I am sure you recall the old adage: religion and politics are two subjects to avoid in polite conversation. Well, the times have changed. Now it seems one can hardly discuss one without the other, even if mostly to criticize those who disagree. Those who are right of center characterize those who are left of center as Godless liberals. Those left of center charge those who are right of center of having a penchant for fundamentalism, if not theocracy—a government where the nation is ruled directly by God. (Of course, that this direct rule is to be carried out by those who happen to be the advocates of theocracy and their particular interpretation of God’s will might legitimately raise eyebrows.) What has made these discussions more popular and at the same time more difficult? Perhaps it comes from a general loss of civility and our growing inability to live in peace with those who have commitments different from our own.

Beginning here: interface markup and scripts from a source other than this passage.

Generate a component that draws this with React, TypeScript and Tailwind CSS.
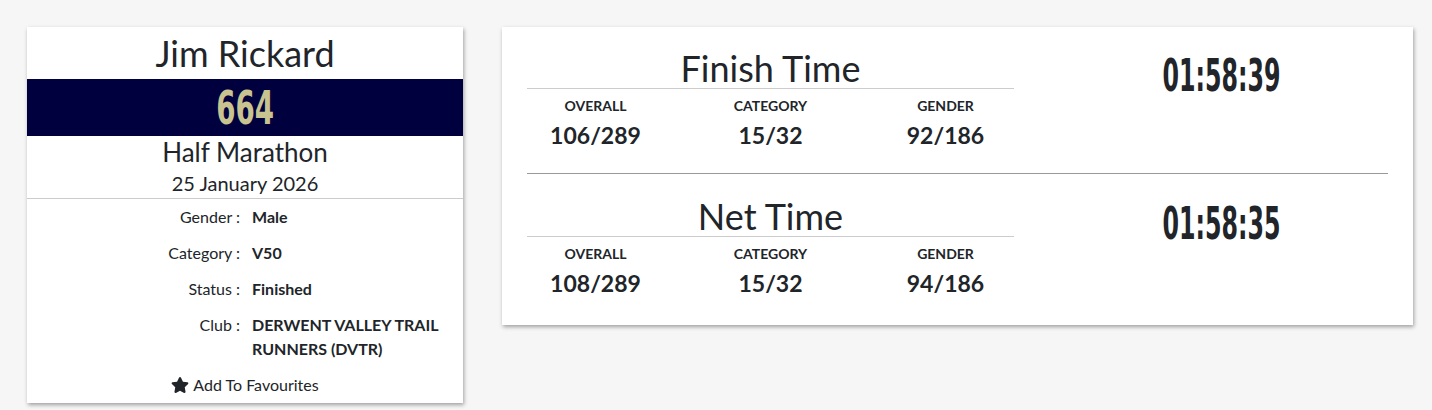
import React from 'react';
import { FaStar } from 'react-icons/fa';

type Rank = { label: string; value: string };

const SECTIONS: { title: string; time: string; ranks: Rank[] }[] = [
  {
    title: 'Finish Time',
    time: '01:58:39',
    ranks: [
      { label: 'OVERALL', value: '106/289' },
      { label: 'CATEGORY', value: '15/32' },
      { label: 'GENDER', value: '92/186' },
    ],
  },
  {
    title: 'Net Time',
    time: '01:58:35',
    ranks: [
      { label: 'OVERALL', value: '108/289' },
      { label: 'CATEGORY', value: '15/32' },
      { label: 'GENDER', value: '94/186' },
    ],
  },
];

const DETAILS = [
  { label: 'Gender :', value: 'Male' },
  { label: 'Category :', value: 'V50' },
  { label: 'Status :', value: 'Finished' },
  { label: 'Club :', value: 'DERWENT VALLEY TRAIL RUNNERS (DVTR)' },
];

const narrow = "font-['Liberation_Sans_Narrow','DejaVu_Sans_Condensed',sans-serif] font-bold";

const App: React.FC = () => {
  return (
    <div className="min-h-screen bg-[#f6f6f6] font-['Lato','Noto_Sans',sans-serif] text-[#212529]">
      <div className="flex items-start gap-[39px] pl-[27px] pt-[27px]">
        {/* Runner card */}
        <div className="w-[436px] bg-white shadow-[1px_2px_4px_rgba(0,0,0,0.35)]">
          <h2 className="h-[52px] text-center text-[36px] leading-[52px]">Jim Rickard</h2>
          <div className="flex h-[57px] items-center justify-center bg-[#00003f]">
            <span className={`${narrow} inline-block scale-x-[0.67] text-[46px] leading-none text-[#c8c38f]`}>664</span>
          </div>
          <div className="h-[32px] text-center text-[26px] leading-[32px]">Half Marathon</div>
          <div className="h-[31px] border-b border-[#cccccc] text-center text-[20px] leading-[30px]">25 January 2026</div>
          <div className="text-[16px] leading-[24px]">
            {DETAILS.map((d) => (
              <div key={d.label} className="grid grid-cols-2 py-[6px]">
                <div className="pr-[5px] text-right">{d.label}</div>
                <div className="pl-[7px] pr-[10px] font-bold">{d.value}</div>
              </div>
            ))}
          </div>
          <div className="flex items-center justify-center gap-[4px] pb-[6px] pt-[6px] text-[16px] leading-[24px]">
            <FaStar className="h-[18px] w-[18px] text-[#212529]" />
            <span>Add To Favourites</span>
          </div>
        </div>

        {/* Times card */}
        <div className="w-[911px] bg-white pb-[26px] shadow-[1px_2px_4px_rgba(0,0,0,0.35)]">
          {SECTIONS.map((s, i) => (
            <div key={s.title}>
              {i > 0 && <div className="mx-[25px] mt-[22px] border-t border-[#999999]" />}
              <div className="flex pl-[6px] pr-[4px]">
                <div className="w-[525px]">
                  <h3
                    className={`mx-[19px] h-[41px] border-b border-[#cccccc] text-center text-[36px] leading-[40px] ${
                      i === 0 ? 'mt-[21px]' : 'mt-[22px]'
                    }`}
                  >
                    {s.title}
                  </h3>
                  <div className="grid grid-cols-3 pt-[7px]">
                    {s.ranks.map((r) => (
                      <div key={r.label} className="text-center">
                        <div className="text-[14px] font-bold leading-[20px]">{r.label}</div>
                        <div className="mt-[3px] text-[23px] font-bold leading-[32px]">{r.value}</div>
                      </div>
                    ))}
                  </div>
                </div>
                <div className="flex flex-1 justify-center">
                  <span
                    className={`${narrow} inline-block scale-x-[0.6] text-[44px] leading-none ${
                      i === 0 ? 'mt-[27px]' : 'mt-[28px]'
                    }`}
                  >
                    {s.time}
                  </span>
                </div>
              </div>
            </div>
          ))}
        </div>
      </div>
    </div>
  );
};

export default App;
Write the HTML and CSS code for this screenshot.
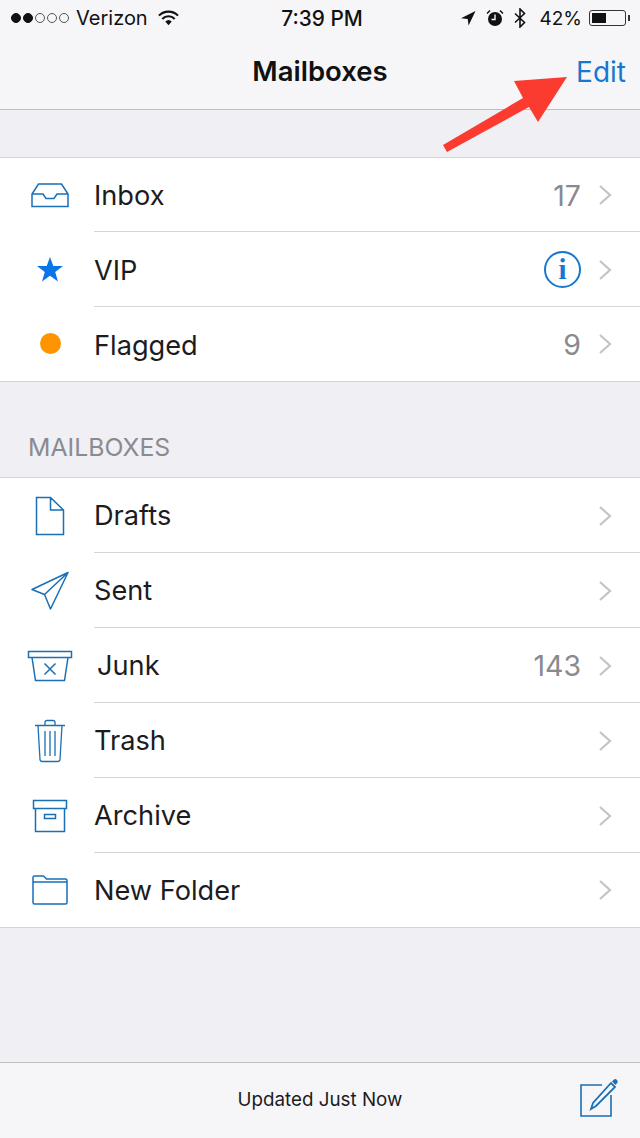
FILE: index.html
```html
<!DOCTYPE html>
<html lang="en">
<head>
    <meta charset="UTF-8">
    <meta name="viewport" content="width=device-width, initial-scale=1.0">
    <title>Mailboxes</title>
    <link rel="stylesheet" href="styles.css">
</head>
<body>
    <div class="app">
        <header class="top">
            <div class="status">
                <div class="status-left">
                    <span class="dots"><i class="on"></i><i class="on"></i><i></i><i></i><i></i></span>
                    <span>Verizon</span>
                    <svg class="wifi" width="21" height="16" viewBox="0 0 22 16"><path d="M1 5.500a14 14 0 0 1 20 0" fill="none" stroke="#111" stroke-width="2.200"/><path d="M4.500 9a9 9 0 0 1 13 0" fill="none" stroke="#111" stroke-width="2.200"/><path d="M7.600 11.600a5 5 0 0 1 6.800 0L11 15.500z" fill="#111"/></svg>
                </div>
                <div class="status-time">7:39 PM</div>
                <div class="status-right">
                    <svg width="16" height="16" viewBox="0 0 16 16"><path d="M15.500 1 1 8.300l6.700.6.900 6.600z" fill="#111"/></svg>
                    <svg class="alarm" width="18" height="18" viewBox="0 0 18 18"><circle cx="9" cy="10" r="7" fill="#111"/><path d="M9 5.500V10.500H5.500" fill="none" stroke="#f7f7fa" stroke-width="1.400"/><path d="M1 4.500 4 1.500M17 4.500 14 1.500" stroke="#111" stroke-width="1.500"/></svg>
                    <svg width="14" height="20" viewBox="0 0 14 20"><path d="M2 5.500 11.500 14.500 7 19V1l4.500 4.500L2 14.500" fill="none" stroke="#111" stroke-width="1.600"/></svg>
                    <span class="pct">42%</span>
                    <span class="battery"><span class="battery-fill"></span></span>
                    <span class="battery-tip"></span>
                </div>
            </div>
            <nav class="nav">
                <span></span>
                <div class="nav-title">Mailboxes</div>
                <a class="nav-edit">Edit</a>
            </nav>
        </header>

        <main class="main">
            <ul class="group group-first">
                <li class="row">
                    <span class="row-icon"><svg width="40" height="26" viewBox="0 0 40 26"><path d="M2 12 8.500 2H31.500L38 12V24.500H2zM2 12H13L16 16.500H24L27 12H38" fill="none" stroke="#1a6fb5" stroke-width="1.500"/></svg></span>
                    <span class="row-label">Inbox</span>
                    <span class="row-count">17</span>
                    <svg class="chev" width="14" height="22" viewBox="0 0 14 22"><path d="M2 2 12 11 2 20" fill="none" stroke="#c4c4c8" stroke-width="2.200"/></svg>
                </li>
                <li class="row">
                    <span class="row-icon"><svg width="28" height="27" viewBox="0 0 28 27"><path d="M14 1 17.300 10.100H27L19.200 16 22 25.500 14 19.800 6 25.500 8.800 16 1 10.100H10.700z" fill="#0a74e8"/></svg></span>
                    <span class="row-label">VIP</span>
                    <span class="row-info"><span class="info-i">i</span></span>
                    <svg class="chev" width="14" height="22" viewBox="0 0 14 22"><path d="M2 2 12 11 2 20" fill="none" stroke="#c4c4c8" stroke-width="2.200"/></svg>
                </li>
                <li class="row">
                    <span class="row-icon"><span class="flag-dot"></span></span>
                    <span class="row-label">Flagged</span>
                    <span class="row-count">9</span>
                    <svg class="chev" width="14" height="22" viewBox="0 0 14 22"><path d="M2 2 12 11 2 20" fill="none" stroke="#c4c4c8" stroke-width="2.200"/></svg>
                </li>
            </ul>

            <div class="section-title">MAILBOXES</div>

            <ul class="group">
                <li class="row">
                    <span class="row-icon"><svg width="30" height="40" viewBox="0 0 30 40"><path d="M1.500 1.500H15.500L28.500 14V38.500H1.500zM15.500 1.500V14H28.500" fill="none" stroke="#1a6fb5" stroke-width="1.500"/></svg></span>
                    <span class="row-label">Drafts</span>
                    <svg class="chev" width="14" height="22" viewBox="0 0 14 22"><path d="M2 2 12 11 2 20" fill="none" stroke="#c4c4c8" stroke-width="2.200"/></svg>
                </li>
                <li class="row">
                    <span class="row-icon"><svg width="40" height="40" viewBox="0 0 40 40"><path d="M38 1.500 2 18.500 14.500 23.500 20.500 38zM38 1.500 14.500 23.500" fill="none" stroke="#1a6fb5" stroke-width="1.500" stroke-linejoin="round"/></svg></span>
                    <span class="row-label">Sent</span>
                    <svg class="chev" width="14" height="22" viewBox="0 0 14 22"><path d="M2 2 12 11 2 20" fill="none" stroke="#c4c4c8" stroke-width="2.200"/></svg>
                </li>
                <li class="row">
                    <span class="row-icon"><svg width="46" height="32" viewBox="0 0 46 32"><path d="M1.500 1.500H44.500V7.500H1.500zM5 7.500 8.500 30.500H37.500L41 7.500M17.500 13.500 28.500 24.500M28.500 13.500 17.500 24.500" fill="none" stroke="#1a6fb5" stroke-width="1.500"/></svg></span>
                    <span class="row-label row-label-junk">Junk</span>
                    <span class="row-count">143</span>
                    <svg class="chev" width="14" height="22" viewBox="0 0 14 22"><path d="M2 2 12 11 2 20" fill="none" stroke="#c4c4c8" stroke-width="2.200"/></svg>
                </li>
                <li class="row">
                    <span class="row-icon"><svg width="32" height="44" viewBox="0 0 32 44"><path d="M1 6.500H31M11 6.500V3.500Q11 1.500 13 1.500H19Q21 1.500 21 3.500V6.500M4 6.500 6 40.500Q6.200 42.500 8.500 42.500H23.500Q25.800 42.500 26 40.500L28 6.500M11 12V37M16 12V37M21 12V37" fill="none" stroke="#1a6fb5" stroke-width="1.300"/></svg></span>
                    <span class="row-label">Trash</span>
                    <svg class="chev" width="14" height="22" viewBox="0 0 14 22"><path d="M2 2 12 11 2 20" fill="none" stroke="#c4c4c8" stroke-width="2.200"/></svg>
                </li>
                <li class="row">
                    <span class="row-icon"><svg width="36" height="34" viewBox="0 0 36 34"><path d="M1.500 1.500H34.500V9.500H1.500zM3.500 9.500V32.500H32.500V9.500M12.500 15.500H23.500V19.500H12.500z" fill="none" stroke="#1a6fb5" stroke-width="1.500"/></svg></span>
                    <span class="row-label">Archive</span>
                    <svg class="chev" width="14" height="22" viewBox="0 0 14 22"><path d="M2 2 12 11 2 20" fill="none" stroke="#c4c4c8" stroke-width="2.200"/></svg>
                </li>
                <li class="row">
                    <span class="row-icon"><svg width="36" height="30" viewBox="0 0 36 30"><path d="M1 7V2.500Q1 1 2.500 1H11.500L14.500 4H33.500Q35 4 35 5.500V27.500Q35 29 33.500 29H2.500Q1 29 1 27.500zH35" fill="none" stroke="#1a6fb5" stroke-width="1.500"/></svg></span>
                    <span class="row-label">New Folder</span>
                    <svg class="chev" width="14" height="22" viewBox="0 0 14 22"><path d="M2 2 12 11 2 20" fill="none" stroke="#c4c4c8" stroke-width="2.200"/></svg>
                </li>
            </ul>
        </main>

        <footer class="toolbar">
            <span></span>
            <div class="toolbar-text">Updated Just Now</div>
            <svg class="compose" width="40" height="40" viewBox="0 0 40 40"><path d="M32 17V38H2V7H23" fill="none" stroke="#1a6fb5" stroke-width="1.600"/><path d="M12 31 14 25 32 5 36 9 17 28z" fill="none" stroke="#1a6fb5" stroke-width="1.800"/><path d="M33 3.500 35 1.500Q36.500.500 38 2 39.300 3.500 38.300 5L36.500 7z" fill="#1a6fb5"/></svg>
        </footer>

        <!-- red annotation arrow on top of the screenshot -->
        <svg class="arrow" width="130" height="85" viewBox="0 0 130 85"><path d="M127 7 74 11 83 28 3 75 7 82 89 37 98 52z" fill="#fb3b30"/></svg>
    </div>
</body>
</html>
```

FILE: styles.css
```css
* { box-sizing: border-box; }
html, body { margin: 0; height: 100%; }
body { font-family: Inter, "Noto Sans", sans-serif; color: #111; background: #efeff4; }
ul { list-style: none; margin: 0; padding: 0; }

.app { position: relative; width: 640px; height: 1138px; display: flex; flex-direction: column; overflow: hidden; }

.top { height: 110px; background: #f6f6f9; border-bottom: 1px solid #bdbdc3; }
.status { height: 36px; padding: 0 10px 0 11px; display: grid; grid-template-columns: 1fr auto 1fr; align-items: center; font-size: 20px; }
.status-left { display: flex; align-items: center; gap: 7px; }
.status-time { font-weight: 500; font-size: 20.800px; padding-left: 3px; }
.status-right { display: flex; align-items: center; justify-content: flex-end; gap: 9px; }
.dots { display: flex; gap: 2px; }
.dots i { width: 10px; height: 10px; border-radius: 50%; border: 1px solid #555; }
.dots i.on { background: #111; border-color: #111; }
.wifi { margin-left: 3px; }
.pct { margin-left: 3px; font-size: 19px; }
.alarm { margin-left: 1px; margin-right: 0; }
.battery { width: 37px; height: 16px; border: 1px solid #333; border-radius: 3px; padding: 2px; margin-left: -2px; margin-right: -7px; }
.battery-fill { display: block; width: 14px; height: 100%; background: #111; }
.battery-tip { width: 2px; height: 6px; background: #333; }

.nav { height: 73px; display: grid; grid-template-columns: 1fr auto 1fr; align-items: center; }
.nav-title { font-size: 27.500px; font-weight: 600; padding-bottom: 3px; }
.nav-edit { justify-self: end; font-size: 28px; color: #1878cf; padding-bottom: 2px; margin-right: 14px; }

.main { flex: 1; }
.group { background: #fff; border-top: 1px solid #d4d4d8; border-bottom: 1px solid #d4d4d8; }
.group-first { margin-top: 47px; }
.group-first .row:first-child { height: 74px; }
.group-first .row + .row .row-label { padding-top: 2px; }
.row { height: 75px; display: flex; align-items: center; position: relative; padding-right: 28px; }
.row:last-child { height: 74px; }
.row + .row::before { content: ""; position: absolute; left: 94px; right: 0; top: -1px; height: 1px; background: #d6d6da; }
.row-icon { width: 94px; padding-left: 6px; display: flex; justify-content: center; align-items: center; flex: none; }
.row-label { flex: 1; font-size: 27.200px; color: #1c1c1e; }
.row-label-junk { padding-left: 3px; }
.row-count { font-size: 28.500px; color: #8a8a8e; margin-right: 17px; }
.row-info { width: 37px; height: 37px; border: 2px solid #1878cf; border-radius: 50%; display: flex; align-items: center; justify-content: center; margin-right: 17px; }
.info-i { font-family: "Liberation Serif", serif; font-weight: 700; font-size: 29px; color: #1878cf; line-height: 1; }
.flag-dot { width: 21px; height: 21px; border-radius: 50%; background: #fe9500; margin-bottom: 2px; }
.chev { flex: none; }

.section-title { height: 95px; padding: 0 28px 15px; display: flex; align-items: flex-end; font-size: 24.800px; color: #8a8a90; }

.toolbar { height: 76px; background: #f6f6f9; border-top: 1px solid #bdbdc3; display: grid; grid-template-columns: 1fr auto 1fr; align-items: center; }
.toolbar-text { font-size: 18.800px; color: #1c1c1e; padding-bottom: 3px; }
.compose { justify-self: end; margin-right: 21px; margin-bottom: 5px; }

.arrow { position: absolute; left: 440px; top: 70px; }
```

Maybe these trends preclude the gentility of an earlier day. Or maybe we simply never really lived by the injunction to avoid politics and religion in polite conversation. Maybe this notion is a revisionist, wishful remembrance of our past. Who knows?

I grew up in what would today be characterized as a fundamentalist Christian tradition. Of course, for us to admit back then that we were fundamentalists was only an abstract theological observation. While we were comfortably fundamentalist in our Christian outlook, we had not yet been educated about the necessity of combining that religious commitment with political commitments. In fact, given that my fundamentalist church was located among the working class, I suspect that we were overwhelmingly populist in political outlook, which means that we would have mostly voted for Democratic candidates. I say I suspect because we rarely talked about political office, campaigns, and the like. We knew about the work of Martin Luther King Jr. and others who were engaged in the struggle for civil rights. However, that seemed like a faraway world that had little if anything to do with our everyday lives. And even though we realized that King’s work was connected with the church in some way, it always seemed more political to us than religious. From time to time, however, I would read something about King or, say, something from the life of the early church, and a nagging suspicion would develop that there was more to being a Christian than I was aware—for example, that the life of faith had intimate connections with the struggle for justice, fairness, and so forth. Few if any Christians were around, however, to help resolve those nagging suspicions.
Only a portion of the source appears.